Es sträuben sich die Nackenhaare …

Bergedorfer Zeitung, 18. August 1921

BZ, 18. August 1921

Die Bergedorfer Zeitung glaubte nicht an Wunderheiler, sonst hätte sie wohl nicht in einem so mokanten Ton über den neuen Wunderdoktor vom Neuengammer Hinterdeich berichtet, der per Anzeige seine Dienste anbot.

Ohdes Rat folgte der Methode des kürzlich verstorbenen „Schäfer Ast“, der auf der anderen Elbseite (in Radbruch bei Winsen an der Luhe) lange Jahre erfolgreich gewirkt hatte – jedenfalls wirtschaftlich erfolgreich, und Ohde hoffte als Epigone sicher auf ähnlichen Wohlstand.

Bergedorfer Zeitung, 16. August 1921

Philipp Heinrich Ast hatte die „Nackenhaardiagnose“ praktiziert: ihm hatte die Betrachtung abgeschnittener Nackenhaare unter der Lupe genügt, um Krankheiten zu identifizieren, und er hatte einen Katalog von Tropfen, Salben etc., die Heilung herbeiführen sollten, wie auf chronik-ramelsloh.de nachzulesen ist. (Die BZ-Beschreibung des „herrschaftlichen Hauses“ Asts dürfte eher auf die Winsener Apotheke zutreffen, in der Asts Mischungen hergestellt und verkauft wurden – und nach wie vor werden. Das Wohnhaus Asts war ländlicher Art, wie verschiedene Abbildungen zeigen.)

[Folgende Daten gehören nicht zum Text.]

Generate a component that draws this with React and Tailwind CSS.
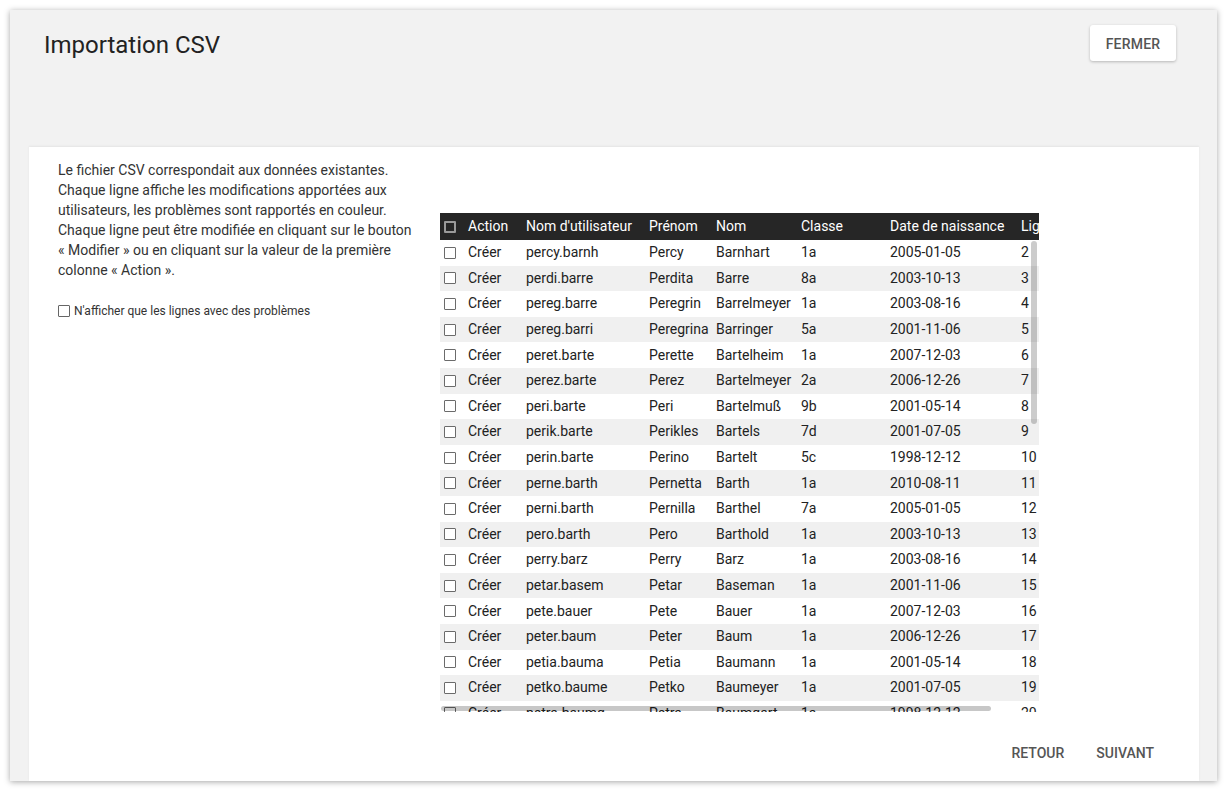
import React from "react";

const rows = [
  ["percy.barnh", "Percy", "Barnhart", "1a", "2005-01-05", "2"],
  ["perdi.barre", "Perdita", "Barre", "8a", "2003-10-13", "3"],
  ["pereg.barre", "Peregrin", "Barrelmeyer", "1a", "2003-08-16", "4"],
  ["pereg.barri", "Peregrina", "Barringer", "5a", "2001-11-06", "5"],
  ["peret.barte", "Perette", "Bartelheim", "1a", "2007-12-03", "6"],
  ["perez.barte", "Perez", "Bartelmeyer", "2a", "2006-12-26", "7"],
  ["peri.barte", "Peri", "Bartelmuß", "9b", "2001-05-14", "8"],
  ["perik.barte", "Perikles", "Bartels", "7d", "2001-07-05", "9"],
  ["perin.barte", "Perino", "Bartelt", "5c", "1998-12-12", "10"],
  ["perne.barth", "Pernetta", "Barth", "1a", "2010-08-11", "11"],
  ["perni.barth", "Pernilla", "Barthel", "7a", "2005-01-05", "12"],
  ["pero.barth", "Pero", "Barthold", "1a", "2003-10-13", "13"],
  ["perry.barz", "Perry", "Barz", "1a", "2003-08-16", "14"],
  ["petar.basem", "Petar", "Baseman", "1a", "2001-11-06", "15"],
  ["pete.bauer", "Pete", "Bauer", "1a", "2007-12-03", "16"],
  ["peter.baum", "Peter", "Baum", "1a", "2006-12-26", "17"],
  ["petia.bauma", "Petia", "Baumann", "1a", "2001-05-14", "18"],
  ["petko.baume", "Petko", "Baumeyer", "1a", "2001-07-05", "19"],
  ["petra.baumg", "Petra", "Baumgart", "1a", "1998-12-12", "20"],
];

function Box({ dark }) {
  return (
    <span
      className={
        dark
          ? "block w-[12px] h-[12px] border-2 border-[#9a9a9a] bg-[#262626] rounded-[1px]"
          : "block w-[12px] h-[12px] border-[1.5px] border-[#6b6b6b] bg-white rounded-[1px]"
      }
    />
  );
}

function Row({ cells, dark }) {
  return (
    <div className="flex items-center whitespace-nowrap w-full">
      <div className="w-[28px] shrink-0 pl-[4px] flex items-center">
        <Box dark={dark} />
      </div>
      <div className="w-[58px] shrink-0">{cells[0]}</div>
      <div className="w-[123px] shrink-0">{cells[1]}</div>
      <div className="w-[67px] shrink-0">{cells[2]}</div>
      <div className="w-[85px] shrink-0">{cells[3]}</div>
      <div className="w-[89px] shrink-0">{cells[4]}</div>
      <div className="w-[131px] shrink-0">{cells[5]}</div>
      <div className="w-[60px] shrink-0">{cells[6]}</div>
    </div>
  );
}

export default function App() {
  return (
    <div
      className="w-[1227px] h-[791px] bg-white p-[10px] overflow-hidden"
      style={{ fontFamily: "Roboto, 'Liberation Sans', sans-serif" }}
    >
      <div className="w-[1207px] h-[771px] bg-[#f2f2f2] shadow-[0_1px_6px_rgba(0,0,0,0.35)] flex flex-col">
        <div className="h-[137px] shrink-0 flex justify-between pl-[34px] pr-[41px]">
          <h1 className="text-[24px] leading-[32px] text-[#222] mt-[19px]">Importation CSV</h1>
          <button className="mt-[15px] h-[36px] w-[86px] pt-[3px] bg-white rounded-[3px] shadow-[0_1px_3px_rgba(0,0,0,0.25)] text-[14px] font-medium text-[#555] tracking-[0.2px]">
            FERMER
          </button>
        </div>
        <div className="flex-1 ml-[19px] mr-[18px] bg-white shadow-[0_-1px_2px_rgba(0,0,0,0.06)] flex flex-col">
          <div className="flex-1 flex pl-[29px] pt-[13px]">
            <div className="w-[360px] shrink-0">
              <p className="text-[14px] leading-[20px] text-[#333]">
                Le fichier CSV correspondait aux données existantes. Chaque ligne affiche les modifications apportées aux utilisateurs, les problèmes sont rapportés en couleur. Chaque ligne peut être modifiée en cliquant sur le bouton « Modifier » ou en cliquant sur la valeur de la première colonne « Action ».
              </p>
              <label className="flex items-center gap-[4px] mt-[23px] text-[12px] leading-[16px] text-[#333]">
                <span className="block w-[12px] h-[12px] border-[1.5px] border-[#666] bg-white rounded-[1px]" />
                N'afficher que les lignes avec des problèmes
              </label>
            </div>
            <div className="ml-[22px] mt-[53px] w-[599px] h-[499px] overflow-hidden relative text-[14px] text-[#222]">
              <div className="h-[27px] bg-[#262626] text-white flex items-center">
                <Row dark cells={["Action", "Nom d'utilisateur", "Prénom", "Nom", "Classe", "Date de naissance", "Ligne"]} />
              </div>
              {rows.map((r, i) => (
                <div key={i} className={`h-[25.6px] flex items-center ${i % 2 === 1 ? "bg-[#f0f0f0]" : "bg-white"}`}>
                  <Row cells={["Créer", ...r]} />
                </div>
              ))}
              <div className="absolute left-[591px] top-[28px] w-[6px] h-[183px] rounded-full bg-[rgba(0,0,0,0.2)]" />
              <div className="absolute left-[1px] top-[493px] w-[550px] h-[5px] rounded-full bg-[rgba(0,0,0,0.22)]" />
            </div>
          </div>
          <div className="h-[58px] shrink-0 flex justify-end items-center pr-[29px]">
            <button className="h-[36px] px-[16px] pt-[2px] text-[14px] font-medium text-[#555]">RETOUR</button>
            <button className="h-[36px] px-[16px] pt-[2px] text-[14px] font-medium text-[#555]">SUIVANT</button>
          </div>
        </div>
      </div>
    </div>
  );
}
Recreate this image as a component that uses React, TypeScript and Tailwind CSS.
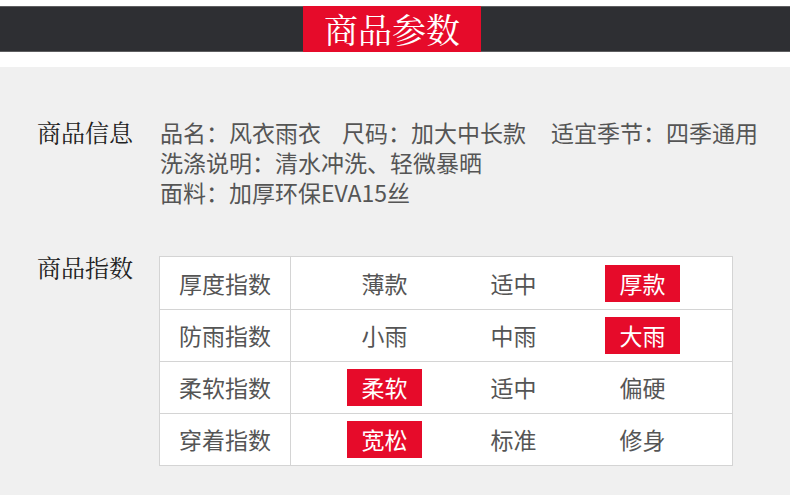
import React from "react";

const RED = "bg-[#e60b2a]";

type Cell = { text: string; on?: boolean };

const rows: { label: string; cells: Cell[] }[] = [
  { label: "厚度指数", cells: [{ text: "薄款" }, { text: "适中" }, { text: "厚款", on: true }] },
  { label: "防雨指数", cells: [{ text: "小雨" }, { text: "中雨" }, { text: "大雨", on: true }] },
  { label: "柔软指数", cells: [{ text: "柔软", on: true }, { text: "适中" }, { text: "偏硬" }] },
  { label: "穿着指数", cells: [{ text: "宽松", on: true }, { text: "标准" }, { text: "修身" }] },
];

function Heading({ children }: { children: React.ReactNode }) {
  return (
    <div className="w-[159px] shrink-0 pl-[37px] whitespace-nowrap text-[24px] leading-[30px] text-[#222] font-['Noto_Serif_CJK_SC','Noto_Sans_CJK_SC',serif]">
      {children}
    </div>
  );
}

export default function App() {
  return (
    <div className="w-[790px] h-[495px] overflow-hidden bg-[#f0f0f0] font-['Noto_Sans_CJK_SC',sans-serif]">
      <div className="bg-white pt-[6px] pb-[15px]">
        <div className="h-[46px] bg-[#2e2f33] border-y border-[#5e5e60] flex">
          <div className={`ml-[303px] w-[178px] -my-px ${RED} flex items-center justify-center text-white text-[34px] leading-none font-['Noto_Serif_CJK_SC','Noto_Sans_CJK_SC',serif]`}>
            商品参数
          </div>
        </div>
      </div>

      <div className="flex pt-[50px]">
        <Heading>商品信息</Heading>
        <div className="pl-px whitespace-nowrap text-[23px] leading-[30px] text-[#555]">
          <div className="flex">
            <span className="mr-[21px]">品名：风衣雨衣</span>
            <span className="mr-[25px]">尺码：加大中长款</span>
            <span>适宜季节：四季通用</span>
          </div>
          <div>洗涤说明：清水冲洗、轻微暴晒</div>
          <div>面料：加厚环保EVA15丝</div>
        </div>
      </div>

      <div className="flex mt-[45px]">
        <Heading>商品指数</Heading>
        <div className="mt-[4px] w-[574px] bg-white border border-[#d4d4d4]">
          {rows.map((row, i) => (
            <div
              key={row.label}
              className={`flex h-[52px] ${i > 0 ? "border-t border-[#d4d4d4]" : ""}`}
            >
              <div className="w-[131px] border-r border-[#d4d4d4] flex items-center justify-center text-[23px] text-[#555]">
                {row.label}
              </div>
              <div className="grid grid-cols-[129px_129px_129px] pl-[29px]">
                {row.cells.map((c) => (
                  <div key={c.text} className="flex items-center justify-center">
                    {c.on ? (
                      <span className={`w-[75px] h-[37px] ${RED} text-white text-[23px] flex items-center justify-center`}>
                        {c.text}
                      </span>
                    ) : (
                      <span className="text-[23px] text-[#555]">{c.text}</span>
                    )}
                  </div>
                ))}
              </div>
            </div>
          ))}
        </div>
      </div>
    </div>
  );
}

Bergedorfer Zeitung, 25. August 1921

Als der Neuengammer Gemüsebauer eine Woche später seine Annonce erneut erscheinen ließ, wurde sie von einer größeren begleitet, in der zwei Söhne Asts sich als die einzigen legitimen Erben der Heilkunst des Schäfers von Radbruch deklarierten: „keinem Fremden ist das Geheimnis anvertraut worden“, nur sie hätten es. Wie sich das auf die Geschäfte Ohdes auswirkte, ist unbekannt. Er war jedenfalls nicht der einzige, der mit der „Methode Ast“ Geld verdienen wollte: Ernst Julius Buchholz praktizierte einige Jahre später in Hamburg, wo er 1927 wegen (nackenhaarsträubenden) Betrugs zu einer Geldstrafe von 30.000 Mark verurteilt wurde, wie es im Blog von Uwe Ruprecht heißt.

Hinweis: Von August bis Oktober 2021 soll im Winsener Museum im Marstall eine Sonderausstellung stattfinden: „Wunderheilung im Akkord“.